I have now held a full driving licence for fifty years and I still graphically recall the words of my instructor during the last lessons leading up to taking the test. He stated that the very best drivers look the farthest up the road to calculate any potential dangers or challenges to avoid last second decisions which could have disastrous consequences.
It’s really no different for our tourism planners and policymakers and it becomes an essential prerequisite if you have any hope of maximising the effective use of any marketing budgets.
In a recent report commissioned by the Association of British Travel Agents (ABTA) unveiled 12 destinations to watch in 2018 as ‘part of their latest travel trends’. The destinations were chosen for a variety of reasons including offering a unique travel experience or are hosting a special event this year, ‘while some are now more easily accessible for British tourists’.
They are in alphabetical order:
Argentina; Arizona; British Columbia; Germany; Malta; Montenegro; Nepal; New Zealand; Rwanda; St. Lucia; Sweden and finally Turkey.
ABTA’s report also ‘picked up on a taste for alternative destinations, partly due to concerns about ‘over tourism’.
For me, two things stand out.

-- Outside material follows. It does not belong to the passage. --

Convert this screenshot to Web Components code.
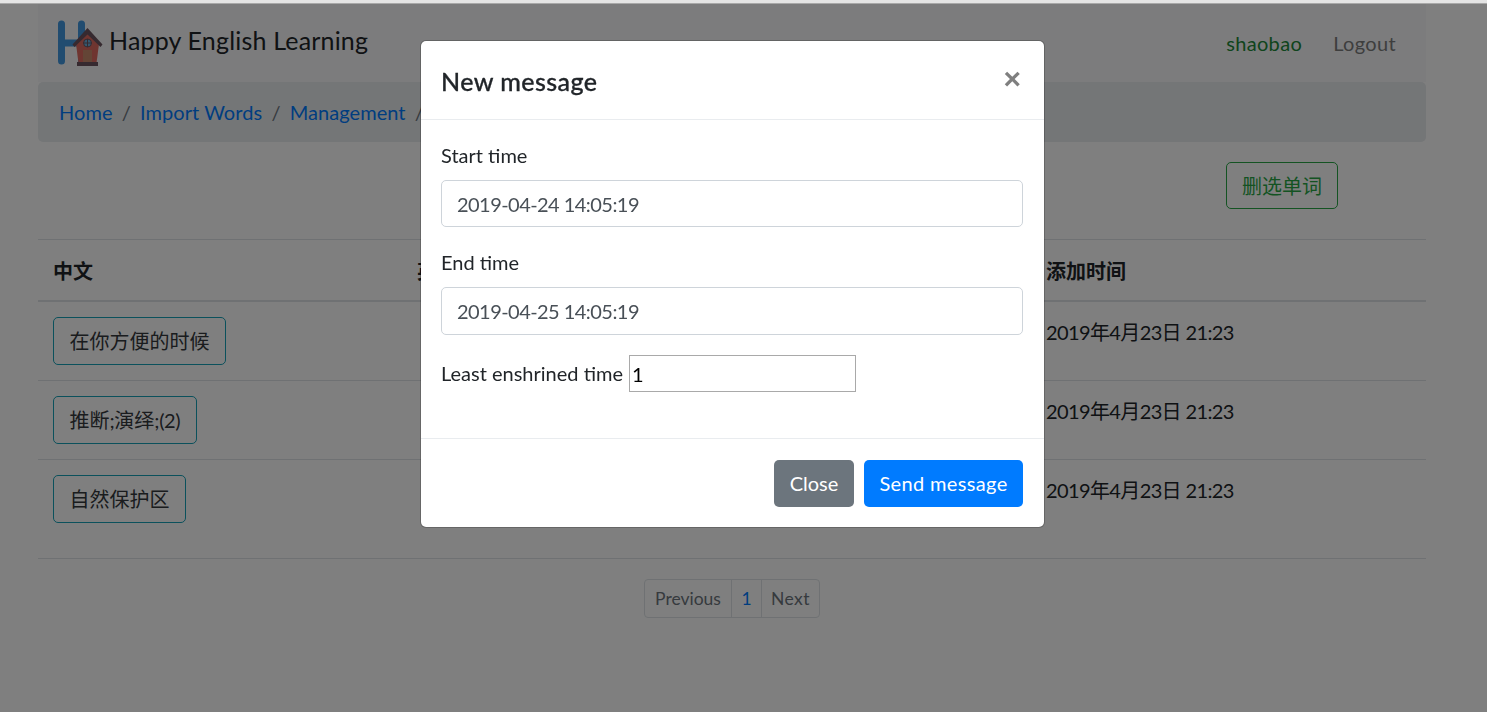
<!DOCTYPE html>
<html lang="zh">
<head>
<meta charset="utf-8">
<title>Happy English Learning</title>
<style>
    html, body {
        margin: 0;
        height: 100%;
        overflow: hidden;
        background: #fff;
        color: #212529;
        font-family: Lato, "Noto Sans CJK SC", sans-serif;
        font-size: 20px;
        line-height: 30px;
    }

    .top-strip {
        height: 3px;
        background: #e4e4e4;
        border-bottom: 1px solid #a8a8a8;
    }

    .container {
        width: 1388px;
        margin-left: 38px;
    }
</style>
</head>
<body>
<div class="top-strip"></div>
<div class="container">
    <hel-navbar brand="Happy English Learning" user="shaobao"></hel-navbar>
    <hel-breadcrumb items='["Home","Import Words","Management","Words"]'></hel-breadcrumb>
    <hel-toolbar>删选单词</hel-toolbar>
    <hel-word-table
        rows='[["在你方便的时候","2019年4月23日 21:23"],["推断<i>;</i>演绎<i>;(2)</i>","2019年4月23日 21:23"],["自然保护区","2019年4月23日 21:23"]]'
    ></hel-word-table>
    <hel-pagination></hel-pagination>
</div>
<hel-modal heading="New message">
    <hel-field label="Start time" value="2019-04-24 14:05:19"></hel-field>
    <hel-field label="End time" value="2019-04-25 14:05:19"></hel-field>
    <hel-inline-field label="Least enshrined time" value="1"></hel-inline-field>
</hel-modal>

<script>
class HelNavbar extends HTMLElement {
    connectedCallback() {
        this.attachShadow({ mode: "open" });
        this.shadowRoot.innerHTML = `
            <style>
                :host {
                    display: flex;
                    align-items: center;
                    justify-content: space-between;
                    box-sizing: border-box;
                    height: 78px;
                    padding: 0 30px 0 19px;
                    background: #f8f9fa;
                }
                .brand {
                    display: flex;
                    align-items: center;
                    gap: 5px;
                    font-size: 25px;
                    letter-spacing: 0.18px;
                    color: #212529;
                }
                .brand span { margin-top: -6px; }
                svg { display: block; }
                .links {
                    display: flex;
                    gap: 31px;
                    margin-top: -1px;
                    letter-spacing: 0.35px;
                }
                .user { color: #218838; }
                .logout { color: #7c7d7d; }
            </style>
            <div class="brand">
                <svg width="47" height="46" viewBox="0 0 47 46">
                    <path d="M4.500 4v37M24.500 4v37M4.500 23h20" fill="none" stroke="#4298e0" stroke-width="7" stroke-linecap="round"/>
                    <path d="M30.500 13 42 24 39.500 43H21.500L19 24z" fill="#de6a60"/>
                    <path d="M30.500 8 45.500 24.500 43.500 27 30.500 14.500 17.500 27 15.500 24.500z" fill="#6d5560"/>
                    <rect x="20" y="42" width="21" height="4" fill="#6d5560"/>
                    <rect x="26" y="30" width="9" height="12" fill="#c98a6c"/>
                    <circle cx="30.500" cy="23" r="4" fill="#68b0e0" stroke="#6d5560" stroke-width="1"/>
                    <path d="M30.500 19v8M26.500 23h8" stroke="#6d5560" stroke-width="1"/>
                </svg>
                <span>${this.getAttribute("brand")}</span>
            </div>
            <div class="links">
                <span class="user">${this.getAttribute("user")}</span>
                <span class="logout">Logout</span>
            </div>
        `;
    }
}

class HelBreadcrumb extends HTMLElement {
    connectedCallback() {
        const items = JSON.parse(this.getAttribute("items") || "[]");
        this.attachShadow({ mode: "open" });
        this.shadowRoot.innerHTML = `
            <style>
                :host {
                    display: flex;
                    align-items: center;
                    box-sizing: border-box;
                    height: 60px;
                    padding: 0 21px;
                    background: #e9ecef;
                    border-radius: 5px;
                    color: #6c757d;
                    letter-spacing: 0.05px;
                }
                a { color: #007bff; text-decoration: none; }
                .sep { padding: 0 9.250px; }
            </style>
            ${items
                .map(
                    (item, i) =>
                        `${i ? '<span class="sep">/</span>' : ""}<a href="#">${item}</a>`
                )
                .join("")}
        `;
    }
}

class HelToolbar extends HTMLElement {
    connectedCallback() {
        this.attachShadow({ mode: "open" });
        this.shadowRoot.innerHTML = `
            <style>
                :host {
                    display: flex;
                    justify-content: flex-end;
                    padding: 20px 88px 30px 0;
                }
                button {
                    box-sizing: border-box;
                    width: 112px;
                    height: 47px;
                    padding: 0;
                    font: inherit;
                    color: #28a745;
                    background: transparent;
                    border: 1px solid #28a745;
                    border-radius: 5px;
                }
            </style>
            <button><slot></slot></button>
        `;
    }
}

class HelWordTable extends HTMLElement {
    connectedCallback() {
        const rows = JSON.parse(this.getAttribute("rows") || "[]");
        this.attachShadow({ mode: "open" });
        this.shadowRoot.innerHTML = `
            <style>
                :host { display: block; }
                table {
                    width: 100%;
                    table-layout: fixed;
                    border-collapse: collapse;
                }
                th, td {
                    padding: 15px;
                    text-align: left;
                    vertical-align: top;
                    border-top: 1px solid #dee2e6;
                }
                th {
                    font-weight: 700;
                    border-bottom: 2.500px solid #dee2e6;
                    height: 30px;
                    padding-top: 16px;
                    padding-bottom: 14px;
                }
                td:last-child { letter-spacing: -0.62px; }
                tbody tr:last-child td {
                    padding-bottom: 35px;
                    border-bottom: 1px solid #dee2e6;
                }
                button {
                    box-sizing: border-box;
                    height: 48px;
                    padding: 0 15.500px;
                    font: inherit;
                    color: #34383c;
                    background: transparent;
                    border: 1px solid #17a2b8;
                    border-radius: 5px;
                    display: block;
                }
                i {
                    font-style: normal;
                    letter-spacing: -0.4px;
                }
            </style>
            <table>
                <colgroup>
                    <col style="width:364px">
                    <col style="width:629px">
                    <col>
                </colgroup>
                <thead>
                    <tr><th>中文</th><th>英文</th><th>添加时间</th></tr>
                </thead>
                <tbody>
                    ${rows
                        .map(
                            (row) =>
                                `<tr><td><button>${row[0]}</button></td><td></td><td>${row[1]}</td></tr>`
                        )
                        .join("")}
                </tbody>
            </table>
        `;
    }
}

class HelPagination extends HTMLElement {
    connectedCallback() {
        this.attachShadow({ mode: "open" });
        this.shadowRoot.innerHTML = `
            <style>
                :host {
                    display: flex;
                    justify-content: center;
                    padding: 20px 0 0 0;
                    font-size: 17.500px;
                    line-height: 26px;
                }
                .pager {
                    display: flex;
                    height: 39px;
                    box-sizing: border-box;
                    border: 1px solid #dee2e6;
                    border-radius: 4px;
                }
                span {
                    display: flex;
                    align-items: center;
                    justify-content: center;
                    padding-top: 1px;
                    color: #6c757d;
                }
                span + span { border-left: 1px solid #dee2e6; }
                .prev { width: 86px; }
                .num { width: 29px; color: #007bff; }
                .next { width: 57px; letter-spacing: 0.4px; }
            </style>
            <div class="pager">
                <span class="prev">Previous</span>
                <span class="num">1</span>
                <span class="next">Next</span>
            </div>
        `;
    }
}

class HelField extends HTMLElement {
    connectedCallback() {
        this.attachShadow({ mode: "open" });
        this.shadowRoot.innerHTML = `
            <style>
                :host {
                    display: block;
                    margin-bottom: 20px;
                }
                label {
                    display: block;
                    margin-bottom: 9.750px;
                }
                input {
                    display: block;
                    box-sizing: border-box;
                    width: 100%;
                    height: 47.500px;
                    padding: 0 15px;
                    font: inherit;
                    letter-spacing: -0.55px;
                    color: #495057;
                    border: 1px solid #ced4da;
                    border-radius: 5px;
                    outline: none;
                }
            </style>
            <label>${this.getAttribute("label")}</label>
            <input type="text" value="${this.getAttribute("value")}">
        `;
    }
}

class HelInlineField extends HTMLElement {
    connectedCallback() {
        this.attachShadow({ mode: "open" });
        this.shadowRoot.innerHTML = `
            <style>
                :host {
                    display: flex;
                    align-items: center;
                    gap: 6px;
                    padding-top: 0.500px;
                }
                label { padding-bottom: 1px; }
                input {
                    box-sizing: border-box;
                    width: 227px;
                    height: 37px;
                    padding: 0 2px;
                    font: inherit;
                    color: #000;
                    border: 1px solid #a9a9a9;
                    outline: none;
                }
            </style>
            <label>${this.getAttribute("label")}</label>
            <input type="text" value="${this.getAttribute("value")}">
        `;
    }
}

class HelModal extends HTMLElement {
    connectedCallback() {
        this.attachShadow({ mode: "open" });
        this.shadowRoot.innerHTML = `
            <style>
                :host {
                    position: fixed;
                    inset: 4px 0 0 0;
                    box-sizing: border-box;
                    display: flex;
                    justify-content: center;
                    align-items: flex-start;
                    padding: 36px 22px 0 0;
                    background: rgba(0, 0, 0, 0.5);
                }
                .dialog {
                    box-sizing: border-box;
                    width: 625px;
                    background: #fff;
                    border: 1px solid rgba(0, 0, 0, 0.2);
                    border-radius: 6px;
                    background-clip: padding-box;
                }
                header {
                    display: flex;
                    justify-content: space-between;
                    box-sizing: border-box;
                    height: 79px;
                    padding: 20px;
                    border-bottom: 1px solid #e9ecef;
                }
                h5 {
                    margin: 0;
                    font-size: 25px;
                    line-height: 40px;
                    font-weight: 500;
                    letter-spacing: 0.45px;
                    -webkit-text-stroke: 0.3px #212529;
                }
                .close {
                    font-size: 30px;
                    line-height: 36px;
                    font-weight: 700;
                    color: #7f7f7f;
                    font-family: "Liberation Sans", sans-serif;
                    margin-right: 3px;
                }
                .body {
                    padding: 20px 21px 46px 20px;
                    height: 318px;
                    box-sizing: border-box;
                }
                footer {
                    display: flex;
                    justify-content: flex-end;
                    gap: 10px;
                    padding: 21px 21px 20px 20px;
                    border-top: 1px solid #e9ecef;
                }
                button {
                    box-sizing: border-box;
                    height: 47px;
                    padding: 0 0 2px;
                    font: inherit;
                    color: #fff;
                    border: none;
                    border-radius: 5px;
                }
                .secondary { width: 80px; background: #6c757d; }
                .primary {
                    width: 159px;
                    background: #007bff;
                    letter-spacing: 0.35px;
                }
            </style>
            <div class="dialog">
                <header>
                    <h5>${this.getAttribute("heading")}</h5>
                    <span class="close">×</span>
                </header>
                <div class="body"><slot></slot></div>
                <footer>
                    <button class="secondary">Close</button>
                    <button class="primary">Send message</button>
                </footer>
            </div>
        `;
    }
}

customElements.define("hel-navbar", HelNavbar);
customElements.define("hel-breadcrumb", HelBreadcrumb);
customElements.define("hel-toolbar", HelToolbar);
customElements.define("hel-word-table", HelWordTable);
customElements.define("hel-pagination", HelPagination);
customElements.define("hel-field", HelField);
customElements.define("hel-inline-field", HelInlineField);
customElements.define("hel-modal", HelModal);
</script>
</body>
</html>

First that only one Caribbean destination is mentioned and secondly that some countries listed are not necessarily low cost choices.
ABTA’s research concluded that in 2018, ‘27 per cent of holidaymakers are planning to visit a country they’re never been to before and 32 per cent are expecting to visit a resort or city’.
Adding, ‘value for money and increased awareness of responsible tourism are also set to shape holiday choices’.
ABTA’s chief executive Mark Tanzer stated ‘Popular TV programmes like Blue Planet II have put sustainability issues firmly in the spotlight, increasing awareness of the impact that larger numbers of visitors can have on some of the world’s most popular destinations’.
Adding ‘We expect these factors to inform people’s choices about where and how they holiday next year’, meaning 2018.
Certainly any visitors staying at our various accommodation offerings in the Inch Marlow area over the entire Christmas period would certainly have seriously doubted that Barbados has a sustainable and responsible tourism policy, when they were confronted by ‘mountains’ of uncollected garbage.
Rotting food attracting swarms of breeding flies, rats, stray dogs and fowl with strong winds dissipating waste over a huge area.
Of course, it would be easy to blame the residents, but frankly they often have no idea which day or even, if, there will be a collection during any particular week.
Can other non-tourism related Government Ministries and departments not understand the images of this discriminate waste creates in our visitors eyes, hugely overshadowing the blue skies and seas, the sunny weather and memories of their human interaction with locals?
As a business, we do not get any state garbage collection. We recycle everything possible and pay for a skip to be emptied regularly.
After the poorly thought-out Municipal Solid Waste Tax was abolished, the administration simply added (in our case $8,600) to our land tax bill annually, inflicting yet another unbudgeted financial burden to try and absorb, for absolutely no service provided.